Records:
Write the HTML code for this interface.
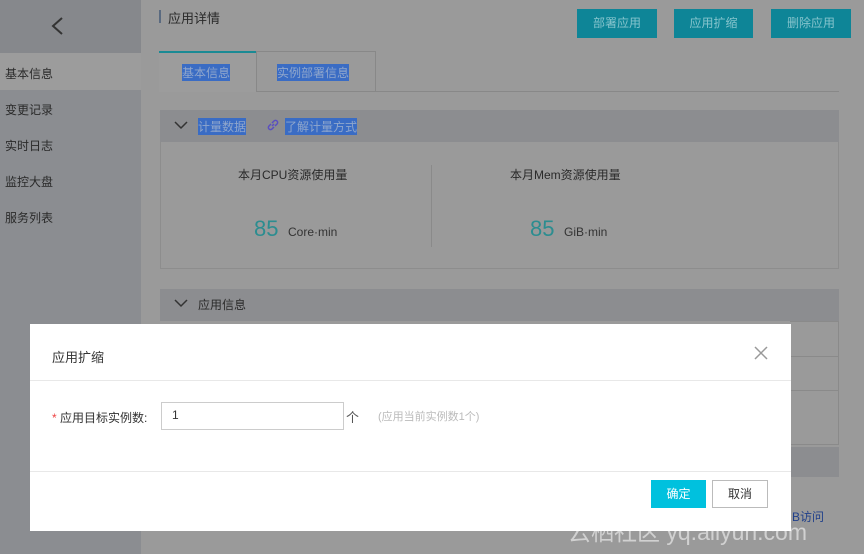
<!DOCTYPE html><html><head><meta charset="utf-8"><style>
*{margin:0;padding:0;box-sizing:border-box}
body{width:864px;height:554px;overflow:hidden;background:#9a9a9a;font-family:"Liberation Sans","Noto Sans CJK SC",sans-serif;font-size:12px;color:#333;position:relative}
.a{position:absolute}
.sb{left:0;top:0;width:141px;height:554px;background:#8b8d91}
.nav{left:5px;font-size:12px;color:#2a2a2a}
.btn{top:9px;height:29px;background:#0e8597;color:#86c4cd;font-size:12px;text-align:center;line-height:29px}
.hl{background:#3a6cc4;color:#8fa6cc}
</style></head><body>
<div class="a sb"></div>
<div class="a" style="left:0;top:0;width:141px;height:53px;background:#86888c"></div>
<svg class="a" style="left:50px;top:16px" width="14" height="20"><path d="M12 2 L3 10 L12 18" stroke="#333" stroke-width="2" fill="none"/></svg>
<div class="a" style="left:0;top:53px;width:141px;height:37px;background:#9c9c9c"></div>
<div class="a nav" style="top:65px">基本信息</div>
<div class="a nav" style="top:101px">变更记录</div>
<div class="a nav" style="top:137px">实时日志</div>
<div class="a nav" style="top:173px">监控大盘</div>
<div class="a nav" style="top:209px">服务列表</div>
<div class="a" style="left:159px;top:10px;width:2px;height:13px;background:#5a6a80"></div>
<div class="a" style="left:168px;top:8px;font-size:13px;color:#2a2a2a">应用详情</div>
<div class="a btn" style="left:577px;width:80px">部署应用</div>
<div class="a btn" style="left:674px;width:79px">应用扩缩</div>
<div class="a btn" style="left:771px;width:80px">删除应用</div>
<div class="a" style="left:159px;top:91px;width:680px;height:1px;background:#888"></div>
<div class="a" style="left:159px;top:51px;width:97px;height:41px;background:#9c9c9c;border-top:2px solid #1a8a94"></div>
<div class="a" style="left:256px;top:51px;width:120px;height:41px;border:1px solid #888;border-bottom:none"></div>
<div class="a hl" style="left:182px;top:64px;font-size:12px">基本信息</div>
<div class="a hl" style="left:277px;top:64px;font-size:12px">实例部署信息</div>
<div class="a" style="left:160px;top:110px;width:679px;height:32px;background:#8c8d90"></div>
<svg class="a" style="left:174px;top:121px" width="14" height="10"><path d="M1 1 L7 7 L13 1" stroke="#333" stroke-width="1.5" fill="none"/></svg>
<div class="a hl" style="left:198px;top:118px;font-size:12px">计量数据</div>
<svg class="a" style="left:266px;top:118px" width="14" height="14"><path d="M6 8 L8 6 M5 6 L3 8 A2 2 0 0 0 6 11 L8 9 M9 8 L11 6 A2 2 0 0 0 8 3 L6 5" stroke="#5a4fc0" stroke-width="1.5" fill="none"/></svg>
<div class="a hl" style="left:285px;top:118px;font-size:12px">了解计量方式</div>
<div class="a" style="left:160px;top:142px;width:679px;height:127px;border:1px solid #8d8d8d;border-top:none"></div>
<div class="a" style="left:431px;top:165px;width:1px;height:82px;background:#8a8a8a"></div>
<div class="a" style="left:238px;top:166px;font-size:12px;color:#2a2a2a">本月CPU资源使用量</div>
<div class="a" style="left:510px;top:166px;font-size:12px;color:#2a2a2a">本月Mem资源使用量</div>
<div class="a" style="left:254px;top:216px;font-size:22px;color:#2c8d90">85</div>
<div class="a" style="left:288px;top:225px;font-size:12px;color:#333">Core·min</div>
<div class="a" style="left:530px;top:216px;font-size:22px;color:#2c8d90">85</div>
<div class="a" style="left:564px;top:225px;font-size:12px;color:#333">GiB·min</div>
<div class="a" style="left:160px;top:289px;width:679px;height:32px;background:#8c8d90"></div>
<svg class="a" style="left:174px;top:299px" width="14" height="10"><path d="M1 1 L7 7 L13 1" stroke="#333" stroke-width="1.5" fill="none"/></svg>
<div class="a" style="left:198px;top:296px;font-size:12px;color:#2a2a2a">应用信息</div>
<div class="a" style="left:790px;top:321px;width:49px;height:124px;border:1px solid #8a8a8a;border-left:none"></div>
<div class="a" style="left:790px;top:356px;width:49px;height:1px;background:#8a8a8a"></div>
<div class="a" style="left:790px;top:390px;width:49px;height:1px;background:#8a8a8a"></div>
<div class="a" style="left:790px;top:447px;width:49px;height:30px;background:#8c8d90"></div>
<div class="a" style="left:792px;top:508px;font-size:12px;color:#1f3f8a">B访问</div>
<div class="a" style="left:30px;top:324px;width:761px;height:207px;background:#fff">
 <div class="a" style="left:22px;top:23px;font-size:13px;color:#333">应用扩缩</div>
 <svg class="a" style="left:724px;top:22px" width="14" height="14"><path d="M1 1 L13 13 M13 1 L1 13" stroke="#999" stroke-width="1.5"/></svg>
 <div class="a" style="left:0;top:56px;width:761px;height:1px;background:#e8e8e8"></div>
 <div class="a" style="left:22px;top:85px;font-size:12px;color:#333"><span style="color:#e44">*</span> 应用目标实例数:</div>
 <div class="a" style="left:131px;top:78px;width:183px;height:28px;border:1px solid #ccc;padding:5px 10px;font-size:12px">1</div>
 <div class="a" style="left:316px;top:83px;font-size:13px;color:#555">个</div>
 <div class="a" style="left:348px;top:84px;font-size:11px;color:#bbb">(应用当前实例数1个)</div>
 <div class="a" style="left:0;top:147px;width:761px;height:1px;background:#e8e8e8"></div>
 <div class="a" style="left:621px;top:156px;width:55px;height:28px;background:#00c1de;color:#fff;text-align:center;line-height:28px">确定</div>
 <div class="a" style="left:682px;top:156px;width:56px;height:28px;border:1px solid #bbb;color:#333;text-align:center;line-height:26px">取消</div>
</div>
<div class="a" style="left:568px;top:513px;font-size:23px;color:rgba(255,255,255,0.55)">云栖社区 yq.aliyun.com</div>
</body></html>
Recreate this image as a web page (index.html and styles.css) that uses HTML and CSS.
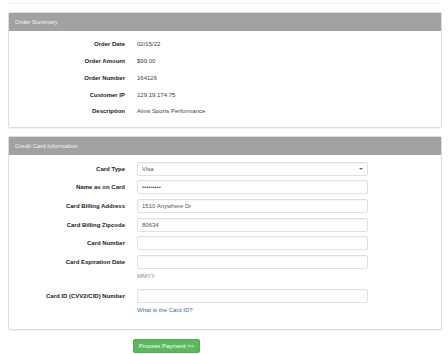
FILE: index.html
```html
<!DOCTYPE html>
<html lang="en">
<head>
  <meta charset="UTF-8">
  <title>Payment</title>
  <link rel="stylesheet" href="styles.css">
</head>
<body>
  <div class="topline"></div>

  <div class="panel summary">
    <div class="panel-heading">Order Summary</div>
    <div class="panel-body">
      <div class="row"><span class="lbl">Order Date</span><span class="val">02/15/22</span></div>
      <div class="row"><span class="lbl">Order Amount</span><span class="val">$99.00</span></div>
      <div class="row"><span class="lbl">Order Number</span><span class="val">164126</span></div>
      <div class="row"><span class="lbl">Customer IP</span><span class="val">129.19.174.75</span></div>
      <div class="row"><span class="lbl">Description</span><span class="val">Aims Sports Performance</span></div>
    </div>
  </div>

  <form class="panel card">
    <div class="panel-heading">Credit Card Information</div>
    <div class="panel-body">
      <div class="field">
        <label class="lbl">Card Type</label>
        <div class="control select">Visa<span class="caret"></span></div>
      </div>
      <div class="field">
        <label class="lbl">Name as on Card</label>
        <div class="control">&#8226;&#8226;&#8226;&#8226;&#8226;&#8226;&#8226;&#8226;&#8226;</div>
      </div>
      <div class="field">
        <label class="lbl">Card Billing Address</label>
        <div class="control">1510 Anywhere Dr</div>
      </div>
      <div class="field">
        <label class="lbl">Card Billing Zipcode</label>
        <div class="control">80634</div>
      </div>
      <div class="field">
        <label class="lbl">Card Number</label>
        <div class="control"></div>
      </div>
      <div class="field has-help">
        <label class="lbl">Card Expiration Date</label>
        <div class="control"></div>
        <span class="help muted">MMYY</span>
      </div>
      <div class="field has-help">
        <label class="lbl">Card ID (CVV2/CID) Number</label>
        <div class="control"></div>
        <span class="help link">What is the Card ID?</span>
      </div>
    </div>
  </form>

  <div class="actions">
    <button class="btn-pay" type="button">Process Payment &gt;&gt;</button>
  </div>
</body>
</html>
```

FILE: styles.css
```css
body {
  margin: 0;
  font-family: "Liberation Sans", Arial, sans-serif;
  font-size: 6px;
  color: #333;
  background: #fff;
}

.topline {
  height: 3px;
  border-bottom: 1px solid #f2f2f2;
  margin: 0 8px;
}

.panel {
  margin: 8px 6px 0 8px;
  border: 1px solid #dcdcdc;
  border-radius: 2px;
  box-shadow: 0 1px 1px rgba(0, 0, 0, 0.06);
  background: #fff;
}

.panel-heading {
  height: 18px;
  line-height: 18px;
  padding: 0 6px;
  background: #a2a2a2;
  color: #f4f4f4;
}

.summary .panel-body {
  padding: 5px 0 7px;
}

.row {
  display: grid;
  grid-template-columns: 116px 1fr;
  column-gap: 12px;
  height: 16.75px;
  align-items: center;
}

.lbl {
  text-align: right;
  font-weight: bold;
  color: #222;
}

.val {
  color: #444;
}

.card {
  margin-top: 8px;
}

.card .panel-body {
  padding: 7px 0 6px;
}

.field {
  display: grid;
  grid-template-columns: 116px 231px;
  column-gap: 12px;
  align-items: center;
  margin-bottom: 4.6px;
}

.field.has-help {
  margin-bottom: 9px;
}

.control {
  grid-column: 2;
  height: 12px;
  line-height: 12px;
  border: 1px solid #e0e0e0;
  border-radius: 2px;
  padding: 0 4px;
  color: #555;
  box-shadow: inset 0 1px 1px rgba(0, 0, 0, 0.03);
  position: relative;
}

.select .caret {
  position: absolute;
  right: 4px;
  top: 5px;
  border-left: 2px solid transparent;
  border-right: 2px solid transparent;
  border-top: 2px solid #666;
}

.help {
  grid-column: 2;
  padding-top: 3px;
  height: 8px;
  line-height: 8px;
}

.muted {
  color: #888;
}

.link {
  color: #3a70a8;
}

.actions {
  padding: 9px 0 0 133px;
}

.btn-pay {
  width: 67px;
  height: 14px;
  padding: 0;
  border: 1px solid #4cae4c;
  border-radius: 2px;
  background: #5cb85c;
  color: #fff;
  font-family: inherit;
  font-size: 6px;
}
```
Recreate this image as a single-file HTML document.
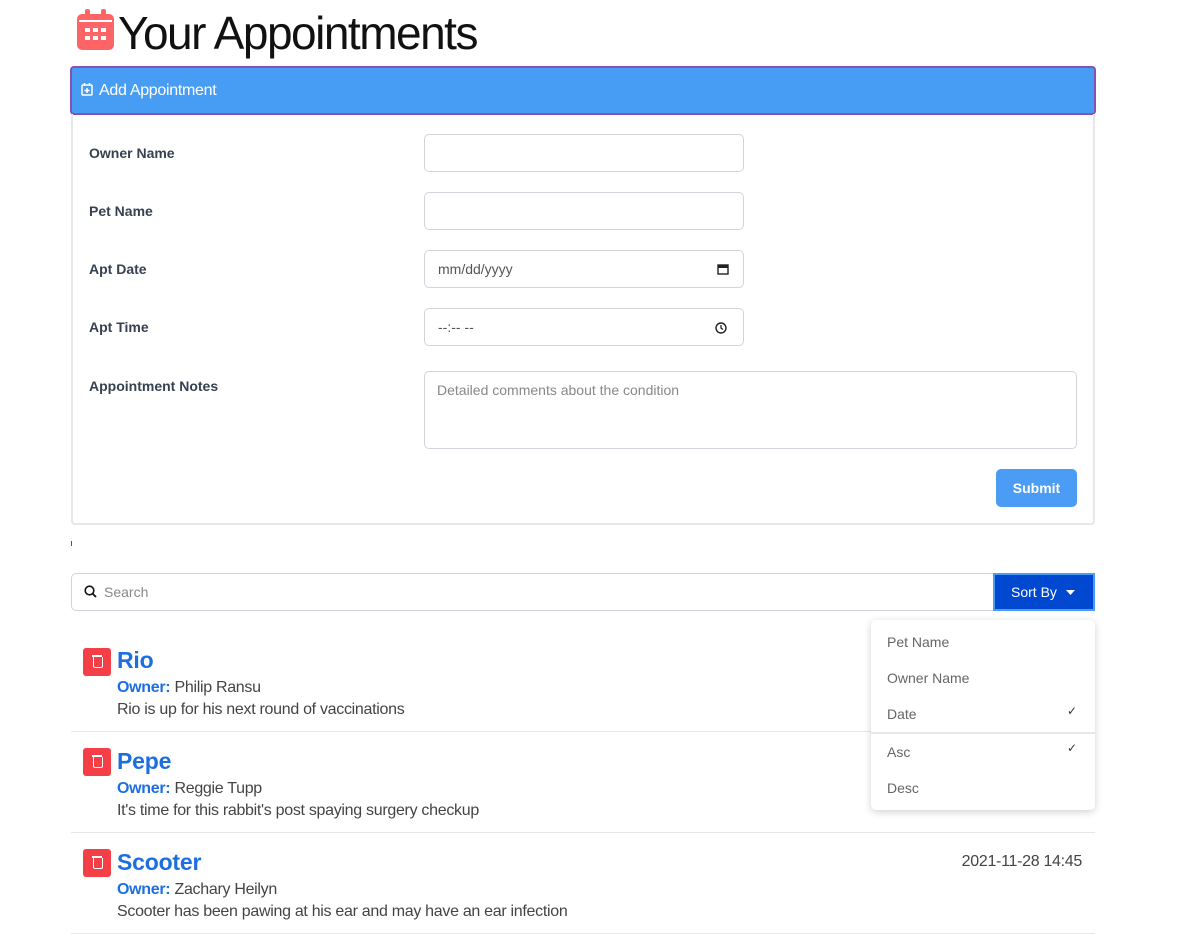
<!DOCTYPE html>
<html><head><style>
*{box-sizing:border-box;margin:0;padding:0}
body{width:1178px;height:943px;background:#fff;font-family:"Liberation Sans",sans-serif;position:relative;overflow:hidden;color:#374151}
.a{position:absolute}
.lbl{position:absolute;left:89px;font-size:14px;font-weight:bold;color:#374151}
.inp{position:absolute;left:424px;width:320px;height:38px;border:1px solid #d1d5db;border-radius:5px;background:#fff;font-size:14px;color:#555;padding:0 13px;line-height:36px}
.trash{position:absolute;left:83px;width:28px;height:28px;background:#f43f46;border-radius:3px}
.trash::after{content:"";position:absolute;left:10px;top:9px;width:8px;height:10px;border:1.5px solid #fff;border-top:none;border-radius:0 0 2px 2px}
.trash::before{content:"";position:absolute;left:9px;top:7px;width:10px;height:1.5px;background:#fff}
.name{position:absolute;left:117px;font-size:23px;font-weight:bold;color:#1d6fe0;letter-spacing:-0.2px}
.own{position:absolute;left:117px;font-size:16px;color:#444;letter-spacing:-0.3px}
.own b{color:#1d6fe0}
.note{position:absolute;left:117px;font-size:16px;color:#444;letter-spacing:-0.3px}
.sep{position:absolute;left:71px;width:1024px;height:1px;background:#e5e7eb}
.dd{position:absolute;left:887px;font-size:14px;color:#666}
</style></head><body>
<svg class="a" style="left:77px;top:9px" width="37" height="41" viewBox="0 0 37 41"><rect x="0" y="5" width="37" height="36" rx="5" fill="#fd6465"/><rect x="8" y="0" width="5" height="10" rx="2" fill="#fd6465"/><rect x="24" y="0" width="5" height="10" rx="2" fill="#fd6465"/><g fill="#fff"><rect x="8" y="19" width="5" height="4"/><rect x="16" y="19" width="5" height="4"/><rect x="24" y="19" width="5" height="4"/><rect x="8" y="27" width="5" height="4"/><rect x="16" y="27" width="5" height="4"/><rect x="24" y="27" width="5" height="4"/></g><rect x="2" y="11" width="33" height="2" fill="#fff"/></svg>
<div class="a" style="left:118px;top:6px;font-size:46px;color:#111;letter-spacing:-1.5px">Your Appointments</div>
<div class="a" style="left:70px;top:66px;width:1026px;height:49px;background:#479cf4;border:2px solid #8a4fb5;border-radius:4px"></div>
<svg class="a" style="left:81px;top:83px" width="12" height="13" viewBox="0 0 12 13"><rect x="1" y="2" width="10" height="10" rx="1" fill="none" stroke="#fff" stroke-width="1.5"/><path d="M3.5 0v3M8.5 0v3M6 5v5M3.5 7.5h5" stroke="#fff" stroke-width="1.5"/></svg>
<div class="a" style="left:99px;top:82px;font-size:16px;color:#fff;letter-spacing:-0.3px">Add Appointment</div>
<div class="a" style="left:71px;top:114px;width:1024px;height:411px;border:2px solid #e5e7eb;border-top:none;border-radius:0 0 4px 4px"></div>
<div class="lbl" style="top:145px">Owner Name</div>
<div class="lbl" style="top:203px">Pet Name</div>
<div class="lbl" style="top:261px">Apt Date</div>
<div class="lbl" style="top:319px">Apt Time</div>
<div class="lbl" style="top:378px">Appointment Notes</div>
<div class="inp" style="top:134px"></div>
<div class="inp" style="top:192px"></div>
<div class="inp" style="top:250px">mm/dd/yyyy<svg class="a" style="right:14px;top:12px" width="12" height="12" viewBox="0 0 12 12"><rect x="1" y="2" width="10" height="9" fill="none" stroke="#222" stroke-width="1.4"/><rect x="1" y="2" width="10" height="3" fill="#222"/></svg></div>
<div class="inp" style="top:308px">--:-- --<svg class="a" style="right:16px;top:13px" width="12" height="12" viewBox="0 0 12 12"><circle cx="6" cy="6" r="5" fill="none" stroke="#222" stroke-width="1.4"/><path d="M6 3v3l2 1.5" fill="none" stroke="#222" stroke-width="1.3"/></svg></div>
<div class="inp" style="top:371px;width:653px;height:78px;line-height:normal;padding-top:10px;padding-left:12px;color:#888">Detailed comments about the condition</div>
<div class="a" style="left:996px;top:469px;width:81px;height:38px;background:#4a9cf4;border-radius:5px;color:#fff;font-weight:bold;font-size:14px;text-align:center;line-height:38px">Submit</div>
<div class="a" style="left:71px;top:541px;width:1px;height:5px;background:#555"></div>
<div class="a" style="left:71px;top:573px;width:924px;height:38px;border:1px solid #d1d5db;border-radius:5px 0 0 5px"></div>
<svg class="a" style="left:84px;top:585px" width="13" height="13" viewBox="0 0 13 13"><circle cx="5.5" cy="5.5" r="4.3" fill="none" stroke="#111" stroke-width="1.6"/><path d="M8.7 8.7L12 12" stroke="#111" stroke-width="1.8"/></svg>
<div class="a" style="left:104px;top:584px;font-size:14px;color:#888">Search</div>
<div class="a" style="left:993px;top:573px;width:102px;height:38px;background:#0048d0;border:2px solid #4a9cf4;color:#fff;font-size:14px;line-height:34px;padding-left:16px">Sort By<svg class="a" style="left:71px;top:15px" width="9" height="5"><path d="M0 0h9L4.5 5z" fill="#fff"/></svg></div>

<div class="trash" style="top:648px"></div><div class="name" style="top:647px">Rio</div>
<div class="own" style="top:679px"><b>Owner:</b> Philip Ransu</div>
<div class="note" style="top:701px">Rio is up for his next round of vaccinations</div>
<div class="sep" style="top:731px"></div>
<div class="trash" style="top:748px"></div><div class="name" style="top:748px">Pepe</div>
<div class="own" style="top:780px"><b>Owner:</b> Reggie Tupp</div>
<div class="note" style="top:802px">It's time for this rabbit's post spaying surgery checkup</div>
<div class="sep" style="top:832px"></div>
<div class="trash" style="top:849px"></div><div class="name" style="top:849px">Scooter</div>
<div class="a" style="right:96px;top:853px;font-size:16px;color:#444;letter-spacing:-0.3px">2021-11-28 14:45</div>
<div class="own" style="top:881px"><b>Owner:</b> Zachary Heilyn</div>
<div class="note" style="top:903px">Scooter has been pawing at his ear and may have an ear infection</div>
<div class="sep" style="top:933px"></div>

<div class="a" style="left:871px;top:620px;width:224px;height:190px;background:#fff;border-radius:5px;box-shadow:0 2px 8px rgba(0,0,0,.18)"></div>
<div class="dd" style="top:634px">Pet Name</div>
<div class="dd" style="top:670px">Owner Name</div>
<div class="dd" style="top:706px">Date</div>
<div class="a" style="left:1067px;top:704px;font-size:12px;color:#333">✓</div>
<div class="a" style="left:871px;top:732px;width:224px;height:2px;background:#e5e7eb"></div>
<div class="dd" style="top:744px">Asc</div>
<div class="a" style="left:1067px;top:741px;font-size:12px;color:#333">✓</div>
<div class="dd" style="top:780px">Desc</div>
</body></html>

WHAT THIS TASK INVOLVES:
Go through the material above and count the lines that include "styles". Give the number alone.

EXERCISE RESPONSE:
3